Both require inferring actual risk from observable effects rather than from stated properties. Both involve scenarios where seemingly minor exposures can have significant consequences. A small piece of malicious code can compromise systems. Small amounts of problematic substances can trigger responses. Both require operating without assuming default safety. Nothing is safe until proven otherwise through active verification.

The analytical approach developed through years of practical experience transfers directly. Identify that something is causing an undesired effect. Isolate the mechanism by which it occurs. Understand the trigger conditions that activate the process. Develop mitigation strategies based on that understanding. This is fundamentally the same process across different domains.

What Already Exists

Living with health considerations that require active management and maintaining situational awareness developed specific cognitive patterns over time. Environmental assessment happens automatically. Verification of inputs occurs before extending trust to unfamiliar things. Recognition of edge cases and low-probability scenarios comes naturally. Procedural discipline under uncertainty is habitual. Functioning when stress levels are elevated is practiced. Comfort with extended solo analytical work is established. Building models from direct observation rather than accepting claims is standard. Continuous environmental scanning is reflexive. Verification before trust is automatic.

These aren't skills I needed to develop for security work. They already existed from other contexts. The learning curve in security is primarily technical rather than cognitive. It involves mastering specific systems and their architectures. It requires learning tooling and how to use various frameworks effectively. It demands understanding exploitation techniques and their implementations. It needs formal methodologies and structured approaches to assessment.

The underlying cognitive approach, however, doesn't need to be built from scratch.
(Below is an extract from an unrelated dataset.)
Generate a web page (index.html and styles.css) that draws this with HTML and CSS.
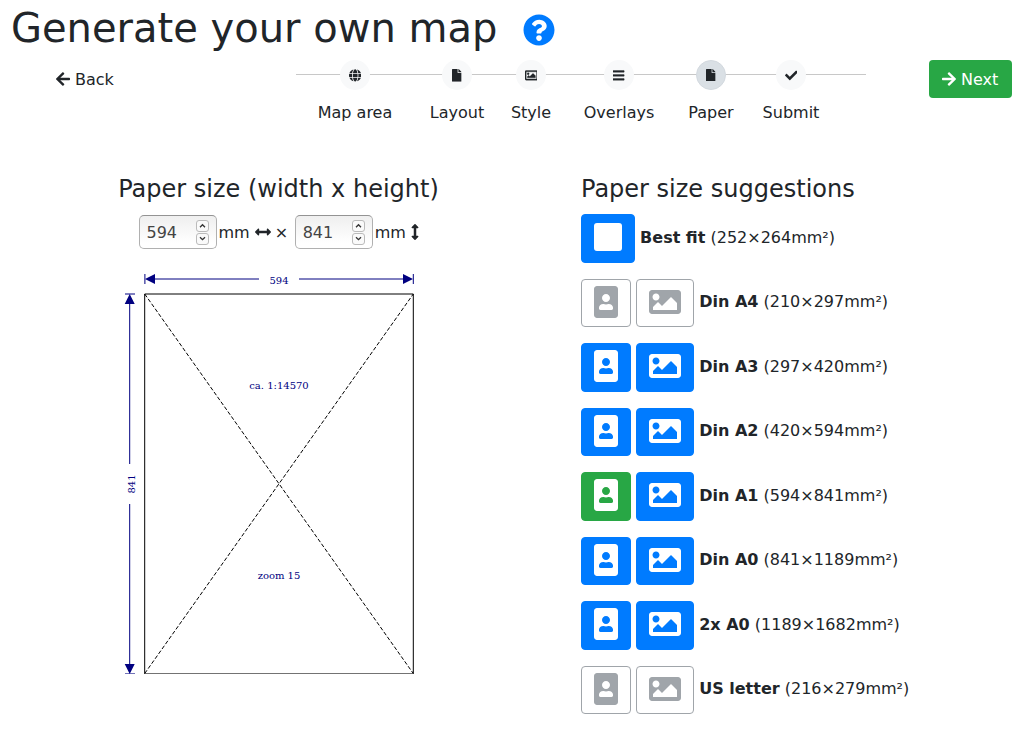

The framework for thinking about threats, verification, trust boundaries, edge cases, and systematic assessment already exists. It just needs to be applied to new technical domains.

Conclusion

Managing health considerations that involve invisible threats and maintaining situational awareness in public spaces both fundamentally involve threat modeling, systematic verification, edge case thinking, and procedural discipline. These patterns, developed over years in physical and practical contexts, apply directly to offensive security work.

The work ahead is primarily about acquiring technical knowledge and domain-specific expertise. The mindset and cognitive framework don't need to be developed from the ground up. They already exist, refined through years of practical application. Security work provides a new domain for their use, but the fundamental approach is already in place.